Die gegen den damaligen OREG-Geschäftsführer und die Abteilungsleiterin Wirtschaftsförderung der OREG ausgesprochenen Drohungen Küblers runden das Gesamtbild ab. Faktisch hatte Dietrich Kübler mit seinen „Aktivitäten“ bei der Vergabe des Auftrags für ein Standortmarketing-Konzept der OREG-Geschäftsführung deren Handlungszuständigkeit entzogen.
Mehr noch: er degradierte als Aufsichtsratsvorsitzender die eigentlich zuständigen Protagonisten zu Statisten. Wenn Verteidigerin Andrea Combé jetzt wiederholt vortrug, ihr Mandant habe „immer nach bestem Wissen und Gewissen gehandelt“, dürfte es angesichts der Fakten um Wissen und Gewissen Dietrich Küblers nicht zum Besten bestellt gewesen sein.

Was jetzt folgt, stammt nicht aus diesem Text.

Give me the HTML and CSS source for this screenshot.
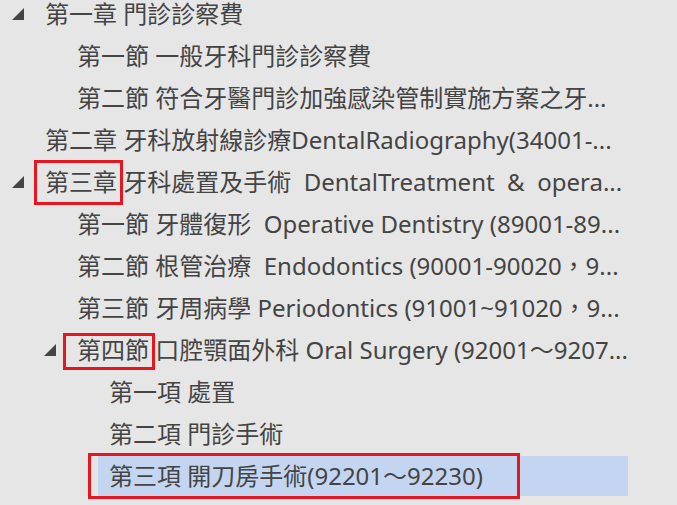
FILE: index.html
```html
<!DOCTYPE html>
<html lang="zh-Hant">
<head>
<meta charset="UTF-8">
<title>牙科處置目錄</title>
<link rel="stylesheet" href="styles.css">
</head>
<body>
<ul class="tree">
  <li class="node lvl-0"><span class="toggle"><svg width="12" height="12" viewBox="0 0 12 12"><polygon points="12,0 12,12 0,12"/></svg></span><span class="label">第一章 門診診察費</span></li>
  <li class="node lvl-1"><span class="toggle"></span><span class="label">第一節 一般牙科門診診察費</span></li>
  <li class="node lvl-1"><span class="toggle"></span><span class="label">第二節 符合牙醫門診加強感染管制實施方案之牙...</span></li>
  <li class="node lvl-0"><span class="toggle"></span><span class="label">第二章 牙科放射線診療DentalRadiography(34001-...</span></li>
  <li class="node lvl-0"><span class="toggle"><svg width="12" height="12" viewBox="0 0 12 12"><polygon points="12,0 12,12 0,12"/></svg></span><span class="label"><span class="mark mark-chapter">第三章</span> 牙科處置及手術  DentalTreatment  &amp;  opera...</span></li>
  <li class="node lvl-1"><span class="toggle"></span><span class="label">第一節 牙體復形  Operative Dentistry (89001-89...</span></li>
  <li class="node lvl-1"><span class="toggle"></span><span class="label">第二節 根管治療  Endodontics (90001-90020，9...</span></li>
  <li class="node lvl-1"><span class="toggle"></span><span class="label">第三節 牙周病學 Periodontics (91001~91020，9...</span></li>
  <li class="node lvl-1"><span class="toggle"><svg width="12" height="12" viewBox="0 0 12 12"><polygon points="12,0 12,12 0,12"/></svg></span><span class="label"><span class="mark mark-section">第四節</span> 口腔顎面外科 Oral Surgery (92001～9207...</span></li>
  <li class="node lvl-2"><span class="toggle"></span><span class="label">第一項 處置</span></li>
  <li class="node lvl-2"><span class="toggle"></span><span class="label">第二項 門診手術</span></li>
  <li class="node lvl-2 selected"><span class="toggle"></span><span class="label"><span class="mark mark-item">第三項 開刀房手術(92201～92230)</span></span></li>
</ul>
</body>
</html>
```
FILE: styles.css
```css
html, body { margin:0; height:100%; overflow:hidden; }
body { background:#e6e6e6; color:#444; font-family:"Noto Sans","Noto Sans CJK TC",sans-serif; font-size:24px; }

.tree { list-style:none; margin:-6px 0 0; padding:0 49px 0 0; }
.node { display:flex; height:40px; margin-bottom:2px; }
.lvl-1 { padding-left:32px; }
.lvl-2 { padding-left:64px; }

.toggle { flex:none; width:34px; display:flex; align-items:center; }
.toggle svg { margin-left:12px; margin-top:-1px; fill:#444; }

.label { flex:1; min-width:0; padding:6px 0 6px 11px; line-height:28px; white-space:pre; }
.selected .label { background:#c3d5f1; }

/* red annotation boxes */
.mark { position:relative; display:inline-block; height:28px; }
.mark::after { content:""; position:absolute; border:3px solid #e5161e; }
.mark-chapter::after { top:-8px; bottom:-9px; left:-11px; right:-6px; }
.mark-section::after { top:-3px; bottom:-6px; left:-14px; right:-6px; }
.mark-item::after { top:-9px; bottom:-9px; left:-21px; right:-37px; }
```
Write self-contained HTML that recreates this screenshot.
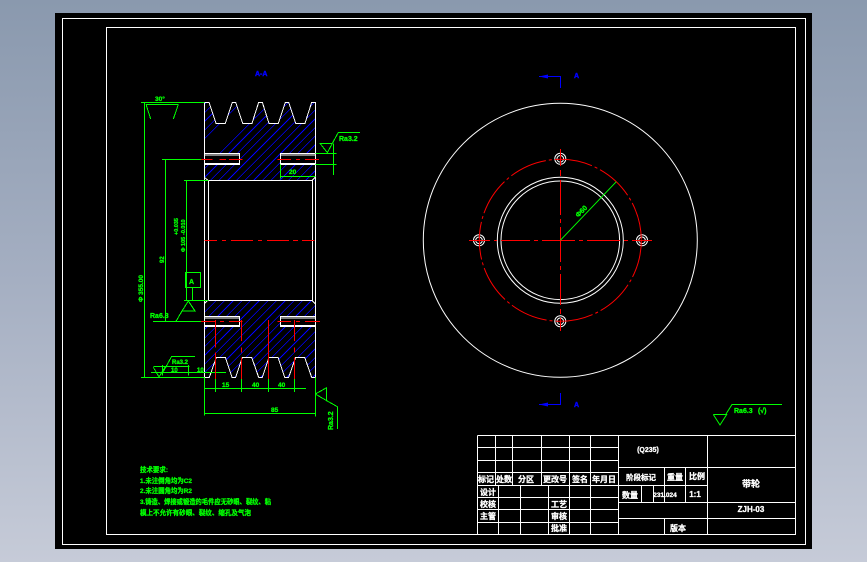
<!DOCTYPE html>
<html><head><meta charset="utf-8"><style>
html,body{margin:0;padding:0;width:867px;height:562px;overflow:hidden;background:linear-gradient(180deg,#8a99ae 0%,#a5afc2 50%,#c6cbd8 100%)}
svg{position:absolute;left:0;top:0}
text{font-family:"Liberation Sans","Noto Sans CJK SC",sans-serif;font-weight:700}
.g text{stroke:#00ff00;stroke-width:.3}
.w text{stroke:#fff;stroke-width:.3}
.b text{stroke:#0000ff;stroke-width:.4}
</style></head><body>
<svg width="867" height="562" viewBox="0 0 867 562" xmlns="http://www.w3.org/2000/svg">
<rect x="55" y="13" width="757" height="536" fill="#000"/>
<g fill="none" stroke="#fff" stroke-width="1" shape-rendering="crispEdges">
<rect x="62.5" y="18.5" width="743" height="526"/>
<rect x="106.5" y="27.5" width="689" height="507"/>
<path d="M477.5 435.5H795.5M477.5 447.5H618.5M477.5 460.5H618.5M477.5 472.5H618.5M477.5 485.5H664.5M477.5 497.5H618.5M477.5 509.5H618.5M477.5 522.5H618.5M618.5 467.5H795.5M618.5 485.5H707.5M618.5 502.5H795.5M618.5 518.5H795.5"/>
<path d="M477.5 435.5V534.5M495.5 435.5V485.5M512.5 435.5V485.5M541.5 435.5V485.5M569.5 435.5V534.5M590.5 435.5V534.5M618.5 435.5V534.5M707.5 435.5V534.5M498.5 485.5V534.5M520.5 485.5V534.5M548.5 485.5V534.5M664.5 467.5V502.5M685.5 467.5V502.5M641.5 485.5V502.5M653.5 485.5V502.5M664.5 518.5V534.5"/>
</g>
<g class="w" fill="#fff" font-size="8" text-anchor="middle">
<text x="648" y="452" font-size="7">(Q235)</text>
<text x="486" y="482">标记</text><text x="504" y="482">处数</text><text x="526" y="482">分区</text><text x="555" y="482">更改号</text><text x="580" y="482">签名</text><text x="604" y="482">年月日</text>
<text x="488" y="495">设计</text><text x="488" y="507">校核</text><text x="488" y="519">主管</text>
<text x="559" y="507">工艺</text><text x="559" y="519">审核</text><text x="559" y="531">批准</text>
<text x="641" y="480" font-size="7.5">阶段标记</text><text x="675" y="480">重量</text><text x="697" y="479">比例</text>
<text x="630" y="498">数量</text><text x="665" y="497" font-size="6.5">231.024</text><text x="695" y="497" font-weight="400" font-size="8">1:1</text>
<text x="751" y="487" font-size="9">带轮</text><text x="751" y="512" font-size="8">ZJH-03</text>
<text x="678" y="531">版本</text>
</g>
<g class="g" fill="#00ff00" font-size="6.6">
<text x="140" y="472" textLength="28" lengthAdjust="spacingAndGlyphs">技术要求:</text>
<text x="140" y="483" textLength="52" lengthAdjust="spacingAndGlyphs">1.未注倒角均为C2</text>
<text x="140" y="493" textLength="52" lengthAdjust="spacingAndGlyphs">2.未注圆角均为R2</text>
<text x="140" y="504" textLength="131" lengthAdjust="spacingAndGlyphs">3.铸造、焊接或锻造的毛件应无砂眼、裂纹、粘</text>
<text x="140" y="515" textLength="111" lengthAdjust="spacingAndGlyphs">模上不允许有砂眼、裂纹、缩孔及气泡</text>
</g>
<g transform="translate(120 60) scale(.33333)" fill="none" stroke-width="3">
<clipPath id="c"><path clip-rule="evenodd" d="M253 127H267L288 190H316L337 127H347L368 190H396L416 127H427L447 190H475L496 127H506L527 190H555L575 127H586V361H253ZM253 280H359V314H253ZM481 280H586V314H481Z"/><path clip-rule="evenodd" d="M253 721H586V952H575L554 892H527L506 952H494L474 892H447L427 952H416L395 892H367L347 952H336L316 892H289L268 952H253ZM253 769H359V800H253ZM481 769H586V800H481Z"/></clipPath>
<g clip-path="url(#c)"><path stroke="#0000ff" stroke-width="2.2" shape-rendering="crispEdges" d="M253 133L586 -200M253 159L586 -174M253 185L586 -148M253 211L586 -122M253 237L586 -96M253 327L586 -6M253 353L586 20M253 379L586 46M253 405L586 72M253 431L586 98M253 457L586 124M253 483L586 150M253 509L586 176M253 535L586 202M253 561L586 228M253 587L586 254M253 613L586 280M253 639L586 306M253 665L586 332M253 691L586 358M253 731L586 398M253 757L586 424M253 783L586 450M253 809L586 476M253 835L586 502M253 861L586 528M253 887L586 554M253 913L586 580M253 939L586 606M253 965L586 632M253 991L586 658M253 1017L586 684M253 1043L586 710M253 1069L586 736M253 1095L586 762M253 1121L586 788M253 1147L586 814M253 1173L586 840M253 1199L586 866M253 1225L586 892M253 1251L586 918M253 1277L586 944M253 1303L586 970"/></g>
<g stroke="#fff" shape-rendering="crispEdges">
<path d="M253 127H267L288 190H316L337 127H347L368 190H396L416 127H427L447 190H475L496 127H506L527 190H555L575 127H586V952H575L554 892H527L506 952H494L474 892H447L427 952H416L395 892H367L347 952H336L316 892H289L268 952H253Z"/>
<path d="M253 352L264 361H576L586 352M253 731L264 721H576L586 731M265 361V721M578 361V721"/>
<path d="M253 280H359V314H253M253 285H359M253 310H359M586 280H481V314H586M586 285H481M586 310H481M253 769H359V800H253M253 774H359M253 796H359M586 769H481V800H586M586 774H481M586 796H481"/>
</g>
<g stroke="#ff0000" shape-rendering="crispEdges">
<path d="M243 298H277M298 298H318M327 298H368M472 298H513M528 298H540M555 298H597"/>
<path d="M253 541H291M306 541H318M333 541H399M414 541H426M441 541H507M519 541H534M546 541H584"/>
<path d="M243 784H285M300 784H312M327 784H368M472 784H513M528 784H540M555 784H600"/>
</g>
<g stroke="#00ff00" shape-rendering="crispEdges">
<path d="M63 127H253M73 127V952M78 133H175M78 133L92 177M175 133L160 177"/>
<path d="M126 298H243M136 298V784M192 361H265M199 361V721M192 721H265"/>
<path d="M99 784H243M196 637H242V683H196ZM217 683V721M205 723L225 753H186L205 723M186 753L168 784"/>
<path d="M63 952H253M93 937H318M100 920H208M127 915V947M205 915V947M253 952V1067M586 952V1070M225 889H155L130 935M100 922L117 951L135 922M253 985H558M253 1060H586"/>
<path d="M720 217H655L622 278L600 250H637M586 280H650M586 314H650M640 250V345M481 314V355M481 349H586"/>
<path d="M586 1002L620 983V1022L586 1002M620 1022L652 1040V1107"/>
</g>
</g>
<path shape-rendering="crispEdges" fill="none" stroke="#ff0000" stroke-width="1" d="M215.5 320V347.5M215.5 352.5V379M241.5 320V341M241.5 347.5V352.5M241.5 357.5V379M268.5 320V379M294.5 320V341M294.5 347.5V352.5M294.5 357.5V379"/>
<path shape-rendering="crispEdges" fill="none" stroke="#00ff00" stroke-width="1" d="M215.5 379V392M241.5 379V392M268.5 379V392M294.5 379V392"/>
<g class="g" fill="#00ff00" font-size="7">
<text x="155" y="101" font-size="6.5">30°</text>
<text x="339" y="141" font-size="7">Ra3.2</text>
<text x="289" y="174" font-size="6.5">20</text>
<text transform="translate(143 302) rotate(-90)" font-size="6.5">Φ 355.00</text>
<text transform="translate(164 263) rotate(-90)" font-size="6">92</text>
<text transform="translate(185 252) rotate(-90)" font-size="5.5">Φ 105</text>
<text transform="translate(178 235) rotate(-90)" font-size="5.5">+0.035</text>
<text transform="translate(185 235) rotate(-90)" font-size="5.5">-0.010</text>
<text x="189" y="284" font-size="7">A</text>
<text x="150" y="318" font-size="7">Ra6.3</text>
<text x="172" y="364" font-size="6">Ra3.2</text>
<text x="171" y="372" font-size="6">10</text>
<text x="197" y="372" font-size="6">10</text>
<text x="222" y="387" font-size="6.5">15</text>
<text x="252" y="387" font-size="6.5">40</text>
<text x="278" y="387" font-size="6.5">40</text>
<text x="271" y="412" font-size="6.5">85</text>
<text transform="translate(333 430) rotate(-90)" font-size="7">Ra3.2</text>
<text transform="translate(583 213) rotate(-45)" font-size="7" text-anchor="middle">Φ60</text>
<text x="734" y="413" font-size="7">Ra6.3</text><text x="758" y="413" font-size="7" font-weight="400">(√)</text>
</g>
<g fill="none" stroke="#fff" stroke-width="1">
<circle cx="560.3" cy="240.3" r="137"/>
<circle cx="560.3" cy="240.3" r="63"/>
<circle cx="560.3" cy="240.3" r="59.3"/>
<circle cx="560.3" cy="158.8" r="5.5"/><circle cx="560.3" cy="158.8" r="3.3"/>
<circle cx="560.3" cy="321.3" r="5.5"/><circle cx="560.3" cy="321.3" r="3.3"/>
<circle cx="479" cy="240.3" r="5.5"/><circle cx="479" cy="240.3" r="3.3"/>
<circle cx="642" cy="240.3" r="5.5"/><circle cx="642" cy="240.3" r="3.3"/>
</g>
<g fill="none" stroke="#ff0000" stroke-width="1">
<circle cx="560.3" cy="240.3" r="81" stroke-dasharray="38 3 3 3"/>
<path shape-rendering="crispEdges" d="M469 240.5H490M494 240.5H497M501 240.5H530M534 240.5H538M542 240.5H575M579 240.5H583M587 240.5H620M624 240.5H628M632 240.5H652M560.5 149V166M560.5 170V176M560.5 180V215M560.5 219V223M560.5 227V262M560.5 266V270M560.5 274V305M560.5 309V314M560.5 318V331"/>
</g>
<path d="M560.3 240.3L616.3 181.7" stroke="#00ff00" stroke-width="1" fill="none"/>
<path d="M713.3 414.5H726.7L720 425L713.3 414.5M726 414L732 404.5H782" stroke="#00ff00" fill="none"/>
<g fill="none" stroke="#0000ff" stroke-width="1" shape-rendering="crispEdges">
<path d="M539 76.5H560.5V88M539 404.5H560.5V393"/>
</g>
<path d="M539 76.5L548 74.5V78.5ZM539 404.5L548 402.5V406.5Z" fill="#0000ff"/>
<g class="b" fill="#0000ff" font-size="7">
<text x="255" y="76">A-A</text><text x="574" y="78">A</text><text x="574" y="407">A</text>
</g>
</svg>
</body></html>
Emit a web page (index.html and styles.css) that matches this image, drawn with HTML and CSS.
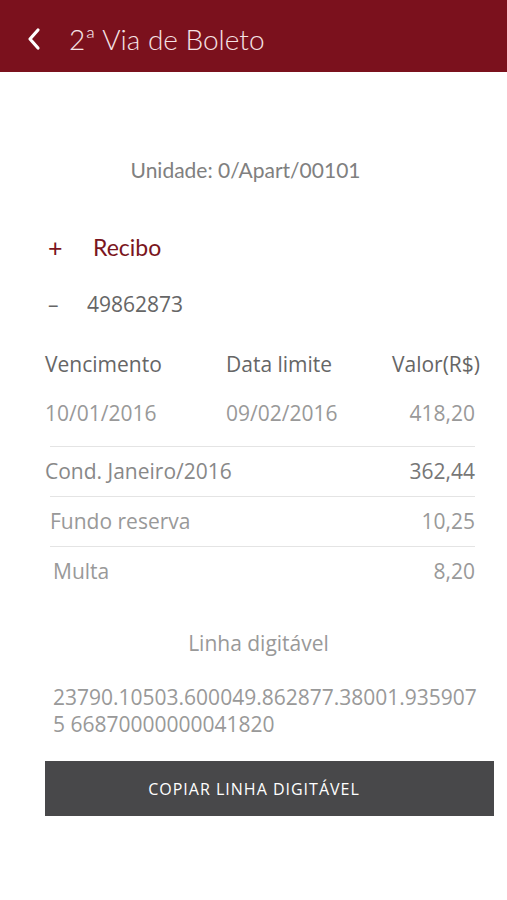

Jetzt allerdings könnte der Landwirt, der ausgezogen war, um sich als „Nicht-Jurist“ an der Spitze einer Kreisverwaltung zu beweisen, von einem Vorsitzenden Richter profitieren, der es nach vierjähriger Wartezeit eilig hat einen Prozess zu beenden, weil er sich um die psychische Verfassung des Angeklagten sorgt und sich ängstigt, die Corona-Pandemie könnte die Wartezeit weiter verlängern.
Der aktuell vorliegende Fall könnte durchaus ausreichend Stoff liefern für ein abendfüllendes Programm des >Königlich-bayerischen Amtsgerichts<, einer Fernsehserie früherer Tage mit komödienhaftem Charakter.